ステージが変わる時

  昨日は即位礼正殿の儀をテレビにかじりついて見ていた。新しい時代になったのだな、と改めて実感させられる。厳かな空気を、テレビ越しにでも感じられて背筋が伸びる思いだ。そして、伝統を大切にしながらも、時代時代に沿って新しいものを取り入れていく姿勢は、今を生きるわたしたちに必要なことだと思う。

  もうすぐ夫が会社を辞める。転職活動と同時に、不労所得を得るための勉強を始めた。実際に株式投資はもうやり出している。正直不安でたまらない。「今の仕事をしている限り、時間と心に余裕がない。今のままだったら最期を迎えるとき、いい人生だったなとは思えない。このラットレースから抜け出したい」そう言われたとき、納得したつもりだった。それなのに、今月の給与を見たら涙が出てきた。この年齢にしては貰っている方だと思う。わたしが専業主婦でいられて、息子がいくつかの習い事をして、新鮮な食材を選べて、旅行にも行けて、多少の貯金もできていた。この生活を失うかもしれない、そう思うと絶望的な気持ちになった。わたしも働かなくちゃ。求人を見る。変化にストレスを感じやすい息子の生活は変えたくない。
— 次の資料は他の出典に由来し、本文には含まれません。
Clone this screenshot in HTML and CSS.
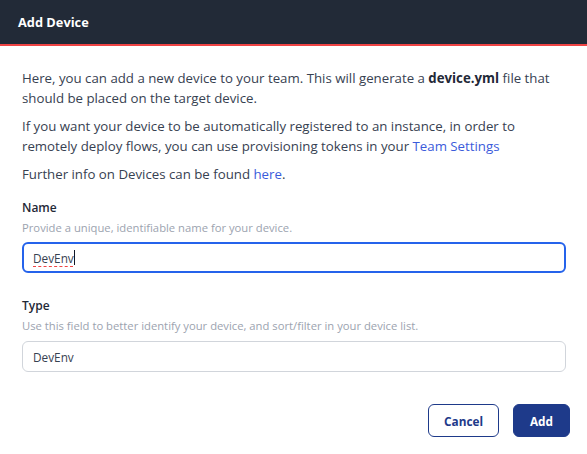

幼稚園バスの番線はひと月ごとに変わるので、どの番線になっても影響が出ない働き方をするとなると、働けるのは○時〜○時までと限定された三時間しかない。長期休暇は?義実家や実家にお願いする?嫌だ、わたしが息子と一緒にいたい。悔しくてまた涙が滲む。どうしたらいいのか、答えはまだ出ない。

  〝12年働いて月給14万円〟にホリエモンこと堀江貴文さんが噛み付いた、と話題になった。堀江さんの意見は真っ当だ。それは理解できるのだけれど〝14万円を手放せない〟気持ちもすごくわかる。この14万円を手放したら、更に少なく、いや下手したら0円になるかもしれない。だったら14万円でいい。ふと、若林正恭さんの「ナナメの夕暮れ」に書いてあった〝ネガティブな人間がいる理由の諸説ある一つ〟の話を思い出した。

人間が狩猟生活をしていた時代、今いる場所から移動して新たな食料を得ようとするのがポジティブな人間なら、移動先には予測できない危険があるかもしれないから移動しないほうがと良いと主張するのがネガティブな人間だという説。

    狩猟、今でいう仕事だ。時代は変わっても、人間に根付いた本能は変わらないんだな、と思う。保守的に生きるか、進歩的に生きるか。移動せず空腹で野垂れ死ぬことを選ぶのか、死ぬかもしれないけれど、潤沢な食料を得られる可能性を選ぶのか。もっと言うと、前者は確実に死ぬ。後者は死ぬかもしれないし、生き延びるかもしれない。「移動しよう」と言う夫に、とぼとぼと付いて行く。「移動しない方がいいんじゃない?」と不安になりながらも、渋々でも、足取りは重くとも、取り敢えず歩みを進めていくしかない。

  「○○ちゃんのお母さんにばったり会ったよ。自転車の前と後ろにお孫ちゃん二人自転車に乗せて、保育園の帰りって言ってたよ」ひと月前、離婚に向けて動き出した親友は仕事を始め、子供たちは保育園に通い出した。文字を通して聞いてはいたが、彼女の母親と子供たちのその目撃談を耳にして初めて現実なんだな、と思った。彼女も移動しているんだ、うん。個人個人のステージが変わるときなんだ。

  文章がとっ散らかってしまった。けれど、このまとまりがない感じも「今」だから、このまま残しておこう。